Stephen Parker: (4:26) Thanks for having us.
Nathan Labenz: (4:28) Very excited to have you both. Obviously, we've worked together for a long time at Waymark where you guys have led the creative department and, brought a level of creative quality to the work that we do that was certainly previously inaccessible to the likes of me. So, very much, appreciate that over the years. But today, we're here to talk about your recent project, which, you've done at at Waymark, but, kind of for broader exploratory and creative purposes, and that is The Frost. So I guess for starters, tell us what is The Frost?

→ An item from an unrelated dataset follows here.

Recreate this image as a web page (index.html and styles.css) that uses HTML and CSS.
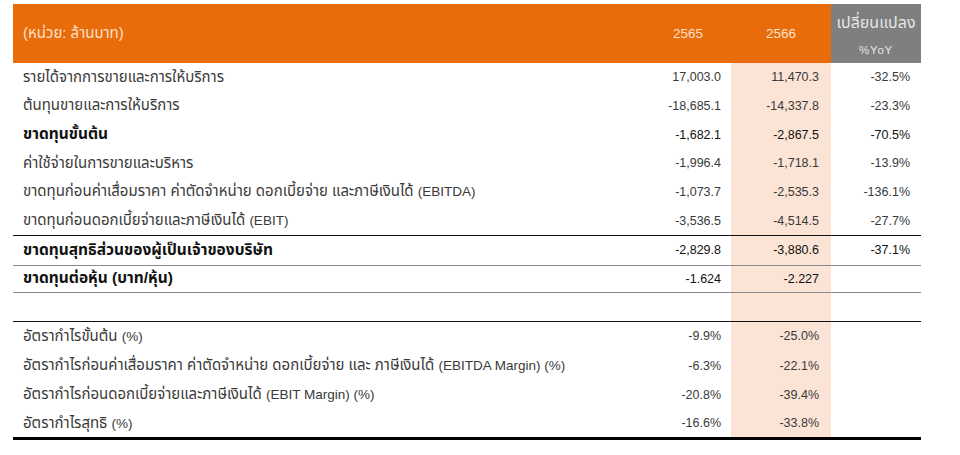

Stephen Parker: (5:07) So The Frost is a short film, 12 minutes, part 1. It is a film that we created using DALL-E images essentially, which are still images that we prompt for curate and then take into After Effects, cut up, use puppetry, various styles of animation, run the images through DID, do a whole bunch of things to essentially create video from still imagery, and then assemble a short film out of that new quasi video. I would say that Josh probably has more to say about what the Frost is than me. He is the director on the project. But it's just fundamentally about the exploration of what new AI can enable for creators.
Josh Rubin: (5:58) Yeah. it was the frost was kind of a happy, wonderful accident. It was kind of born out of out of the curiosity to see if we can make a film generated completely out of AI imagery. What by film, it's more not just a montage of images set to music and to see if we could animate them and to get the images looking as best as possible. I think there's a lot of people out there in the world doing that, doing that well and doing that probably better than us. What by film is to create a narrative out of AI generated imagery. Could it be possible? Is it possible? We saw the text to image generations as the beginning of AI cinema, which is the beginning of this whole new revolution in entertainment, really. And this is we just saw the beginning of it. And the frost was kind of an experiment put into action. Then 3 and a half months later and 13 minutes later, we had a narrative. Better or worse, we achieved our goal. So we're we're quite happy with it. Yeah.
Nathan Labenz: (7:28) It's been very well received. I think it's it's been really interesting to see how the, the the sort of media has kind of taken an interest in the project and what seems to capture people's attention most is this, kind of standard that you're speaking about, right, where you're you guys really set out to do something that is not a proof of concept, but instead saying, given these new tools, can we create something that, we as creators and filmmakers would be proud of and that people would actually wanna watch not as a pure AI curiosity, but as something that, hopefully stands up, against other entertainment, on its merits. Right? I think that's a a key difference in the way that you guys approach this project relative to, so many things where people are like, look what I, kinda spit out or, look what AI spit out for me. A lot more I guess I don't really know a lot about your process, I don't really, to be honest, know a lot about filmmaking in general. So maybe you could take us through the process and maybe highlight kind of to the degree that it differs from a traditional filmmaking process, obviously, in many ways, especially at the kind of technical execution level where it does. But even maybe just starting at kind of the conceptualization, how different did this play out? How differently did this play out relative to a, a traditional project when it came to, just the first questions of what are we trying to make? What story are we trying to tell? Did you feel you could start with the same questions, or did you have to approach it in a fundamentally different way given the different tools that you're gonna be using?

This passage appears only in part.